### DATA PROVIDED
^^^^
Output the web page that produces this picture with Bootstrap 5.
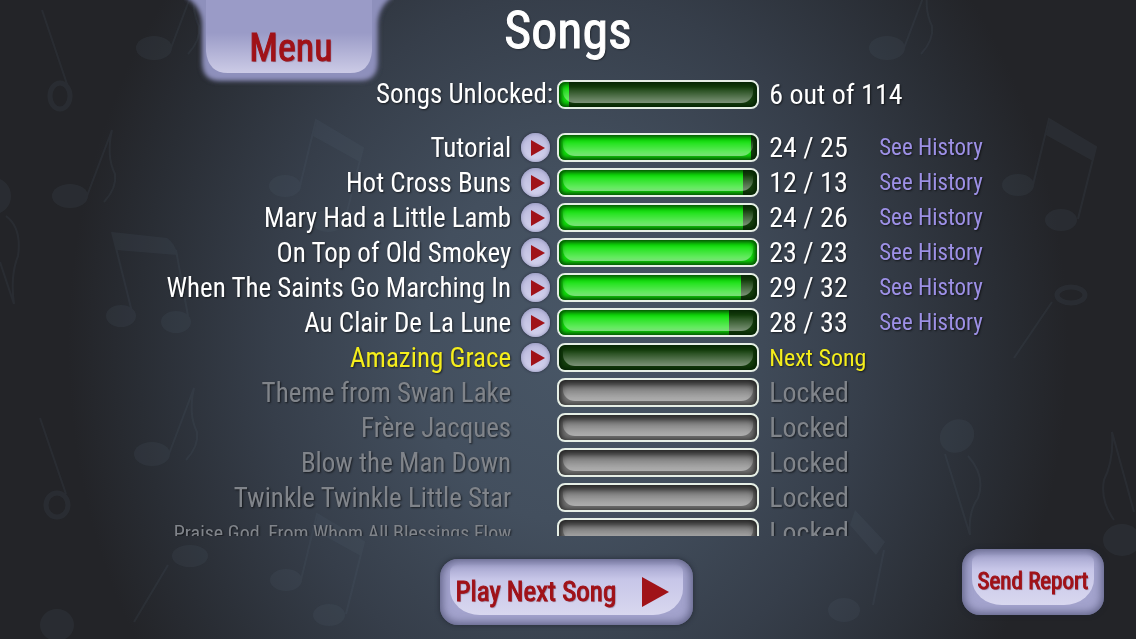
^^^^
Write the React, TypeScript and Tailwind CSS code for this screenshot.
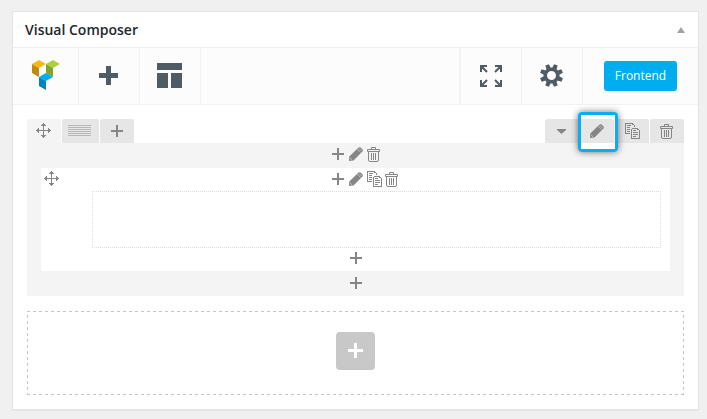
^^^^
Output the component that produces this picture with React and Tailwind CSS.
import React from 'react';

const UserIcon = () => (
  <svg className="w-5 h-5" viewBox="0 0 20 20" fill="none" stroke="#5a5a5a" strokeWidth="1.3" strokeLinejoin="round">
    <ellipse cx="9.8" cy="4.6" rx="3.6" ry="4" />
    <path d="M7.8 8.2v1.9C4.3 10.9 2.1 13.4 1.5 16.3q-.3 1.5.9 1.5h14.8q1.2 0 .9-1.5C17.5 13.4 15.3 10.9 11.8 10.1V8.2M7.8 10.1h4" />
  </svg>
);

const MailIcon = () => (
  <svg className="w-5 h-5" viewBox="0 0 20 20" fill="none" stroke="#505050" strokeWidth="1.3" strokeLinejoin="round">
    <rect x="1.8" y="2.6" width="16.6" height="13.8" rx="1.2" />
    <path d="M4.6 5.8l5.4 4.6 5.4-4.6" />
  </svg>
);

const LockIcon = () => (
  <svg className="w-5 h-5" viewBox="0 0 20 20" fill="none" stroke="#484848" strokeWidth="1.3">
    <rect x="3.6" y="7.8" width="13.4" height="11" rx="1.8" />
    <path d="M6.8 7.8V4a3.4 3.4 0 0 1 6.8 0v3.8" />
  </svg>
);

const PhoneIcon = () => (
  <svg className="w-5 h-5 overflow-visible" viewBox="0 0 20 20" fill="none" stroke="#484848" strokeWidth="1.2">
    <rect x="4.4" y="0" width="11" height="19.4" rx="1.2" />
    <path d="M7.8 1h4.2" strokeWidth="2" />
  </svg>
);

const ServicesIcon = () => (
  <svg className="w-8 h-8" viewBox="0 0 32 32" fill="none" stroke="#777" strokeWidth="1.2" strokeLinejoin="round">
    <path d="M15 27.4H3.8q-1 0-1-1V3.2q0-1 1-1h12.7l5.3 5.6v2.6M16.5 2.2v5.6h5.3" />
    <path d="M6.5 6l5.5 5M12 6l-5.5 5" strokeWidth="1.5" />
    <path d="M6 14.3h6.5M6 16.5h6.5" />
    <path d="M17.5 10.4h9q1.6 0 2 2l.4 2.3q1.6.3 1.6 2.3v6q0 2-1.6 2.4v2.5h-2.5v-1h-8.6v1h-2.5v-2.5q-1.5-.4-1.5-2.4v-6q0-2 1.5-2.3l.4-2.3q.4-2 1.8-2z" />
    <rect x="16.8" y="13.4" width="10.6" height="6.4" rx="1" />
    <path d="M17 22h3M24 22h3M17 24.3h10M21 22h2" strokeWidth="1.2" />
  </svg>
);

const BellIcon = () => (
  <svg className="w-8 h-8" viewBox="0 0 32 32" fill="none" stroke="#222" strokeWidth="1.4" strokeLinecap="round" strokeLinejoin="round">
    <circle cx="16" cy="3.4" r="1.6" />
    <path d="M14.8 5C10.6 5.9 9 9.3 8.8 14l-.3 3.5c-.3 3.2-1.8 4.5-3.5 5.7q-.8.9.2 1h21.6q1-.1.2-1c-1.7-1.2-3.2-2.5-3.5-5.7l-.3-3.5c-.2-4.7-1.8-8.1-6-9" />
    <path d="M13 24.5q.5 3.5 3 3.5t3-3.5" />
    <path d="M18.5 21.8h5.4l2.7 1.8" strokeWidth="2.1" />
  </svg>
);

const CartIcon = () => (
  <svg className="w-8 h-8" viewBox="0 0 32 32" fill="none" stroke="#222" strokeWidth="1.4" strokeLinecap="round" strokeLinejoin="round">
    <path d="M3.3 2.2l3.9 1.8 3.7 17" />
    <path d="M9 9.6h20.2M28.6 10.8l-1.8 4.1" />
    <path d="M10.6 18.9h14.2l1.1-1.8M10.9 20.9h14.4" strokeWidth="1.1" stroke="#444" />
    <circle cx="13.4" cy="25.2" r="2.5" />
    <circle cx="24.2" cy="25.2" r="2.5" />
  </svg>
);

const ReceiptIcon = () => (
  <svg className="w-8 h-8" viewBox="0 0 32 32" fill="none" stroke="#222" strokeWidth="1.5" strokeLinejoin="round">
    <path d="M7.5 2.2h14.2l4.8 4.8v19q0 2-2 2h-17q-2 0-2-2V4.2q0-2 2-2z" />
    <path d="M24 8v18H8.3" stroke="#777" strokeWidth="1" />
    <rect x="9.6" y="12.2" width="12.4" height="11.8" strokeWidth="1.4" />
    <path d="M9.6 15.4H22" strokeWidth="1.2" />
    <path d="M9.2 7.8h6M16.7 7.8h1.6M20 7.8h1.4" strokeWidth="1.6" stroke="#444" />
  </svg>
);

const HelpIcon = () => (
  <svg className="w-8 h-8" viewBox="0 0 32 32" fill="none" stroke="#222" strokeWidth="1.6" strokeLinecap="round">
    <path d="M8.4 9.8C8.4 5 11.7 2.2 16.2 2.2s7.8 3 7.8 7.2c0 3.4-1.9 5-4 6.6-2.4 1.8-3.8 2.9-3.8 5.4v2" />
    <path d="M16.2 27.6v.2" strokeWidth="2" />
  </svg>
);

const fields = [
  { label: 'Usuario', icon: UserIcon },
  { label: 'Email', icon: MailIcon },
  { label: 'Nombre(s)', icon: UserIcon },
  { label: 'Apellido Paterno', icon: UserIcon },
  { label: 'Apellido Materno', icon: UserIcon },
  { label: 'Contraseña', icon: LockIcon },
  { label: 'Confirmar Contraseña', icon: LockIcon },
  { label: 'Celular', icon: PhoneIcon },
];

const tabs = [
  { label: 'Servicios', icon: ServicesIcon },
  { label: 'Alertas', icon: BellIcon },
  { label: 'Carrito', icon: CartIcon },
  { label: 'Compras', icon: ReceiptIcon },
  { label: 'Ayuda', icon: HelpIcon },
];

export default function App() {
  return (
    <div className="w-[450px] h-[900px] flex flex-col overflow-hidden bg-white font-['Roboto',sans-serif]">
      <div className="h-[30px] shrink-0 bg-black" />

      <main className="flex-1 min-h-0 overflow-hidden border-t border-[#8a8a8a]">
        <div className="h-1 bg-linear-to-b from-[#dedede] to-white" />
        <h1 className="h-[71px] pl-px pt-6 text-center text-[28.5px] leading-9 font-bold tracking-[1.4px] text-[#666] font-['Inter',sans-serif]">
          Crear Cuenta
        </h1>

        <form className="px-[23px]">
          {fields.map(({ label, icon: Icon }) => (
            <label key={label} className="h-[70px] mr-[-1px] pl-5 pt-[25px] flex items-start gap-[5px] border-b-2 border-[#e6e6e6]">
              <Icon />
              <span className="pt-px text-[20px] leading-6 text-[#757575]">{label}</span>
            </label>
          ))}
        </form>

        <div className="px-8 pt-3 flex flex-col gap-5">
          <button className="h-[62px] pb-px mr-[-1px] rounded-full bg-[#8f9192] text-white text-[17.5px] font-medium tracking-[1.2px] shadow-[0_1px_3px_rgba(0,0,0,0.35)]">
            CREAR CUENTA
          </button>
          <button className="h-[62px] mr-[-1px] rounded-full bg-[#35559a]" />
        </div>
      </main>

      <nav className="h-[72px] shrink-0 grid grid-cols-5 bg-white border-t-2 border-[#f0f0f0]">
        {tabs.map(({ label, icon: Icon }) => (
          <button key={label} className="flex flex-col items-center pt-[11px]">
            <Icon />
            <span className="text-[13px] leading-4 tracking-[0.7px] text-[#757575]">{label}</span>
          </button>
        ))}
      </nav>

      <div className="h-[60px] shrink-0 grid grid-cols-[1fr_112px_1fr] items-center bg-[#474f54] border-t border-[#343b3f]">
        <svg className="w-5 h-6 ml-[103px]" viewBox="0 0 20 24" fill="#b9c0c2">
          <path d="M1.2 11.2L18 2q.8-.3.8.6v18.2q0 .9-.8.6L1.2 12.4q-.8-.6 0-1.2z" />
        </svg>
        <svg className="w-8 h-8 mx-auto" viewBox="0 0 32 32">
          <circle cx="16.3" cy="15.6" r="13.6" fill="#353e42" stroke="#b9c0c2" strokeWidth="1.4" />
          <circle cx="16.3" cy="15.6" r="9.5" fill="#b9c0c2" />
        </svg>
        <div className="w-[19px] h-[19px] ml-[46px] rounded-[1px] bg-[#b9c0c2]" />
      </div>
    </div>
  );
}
^^^^
### REQUIREMENTS
State the number of lines in the data that include the string "Output", and add nothing else.

### EXERCISE ANSWER
2